Social management of the livelihoods of people, social groups, and nations has experienced dramatic changes in recent decades. In a number of countries, particularly in the post-Soviet republics, the habitual stable social order has been gradually replaced by social chaos, characterized by disintegration and conflicts.
The nature of these social transformations was characterized by S. Huntington in his famous book ‘The Clash of Civilizationsand the Remaking of World Order.’ The author of the study declares, the core idea is that in the post-Cold War world, culture and the recognition of different cultural identities (that in the broadest sense coincides with the identity of civilization) determine the patterns of cohesion, disintegration and conflict [8, P. 12]. The researcher argues that in the new world the most large-scale, important and dangerous conflicts are not to arise between social classes, the poor and the rich, but between nations of different cultural identities [8, P. 17].

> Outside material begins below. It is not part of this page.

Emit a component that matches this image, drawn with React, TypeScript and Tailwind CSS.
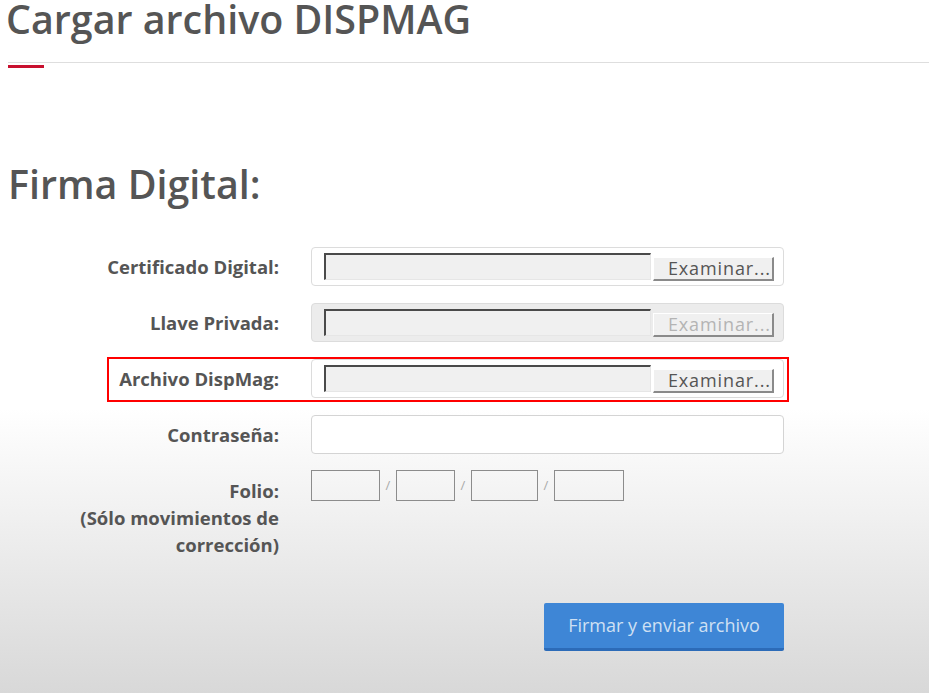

Comprehension of the distinctions existing in cultural identities as the primary source of future social conflicts actualizes the problem of the subcultures' role in the processes of social management. The mentioned problem is poorly studied in general, yet it attracts considerable attention to the possibility of the latent structures taking advantage of various subcultures to influence the processes of social management.
The purpose of the article is to substantiate the role of subcultures in the processes of latent social management.
Key words: subculture, social role, values, authority, collective culture, social technology, social trauma.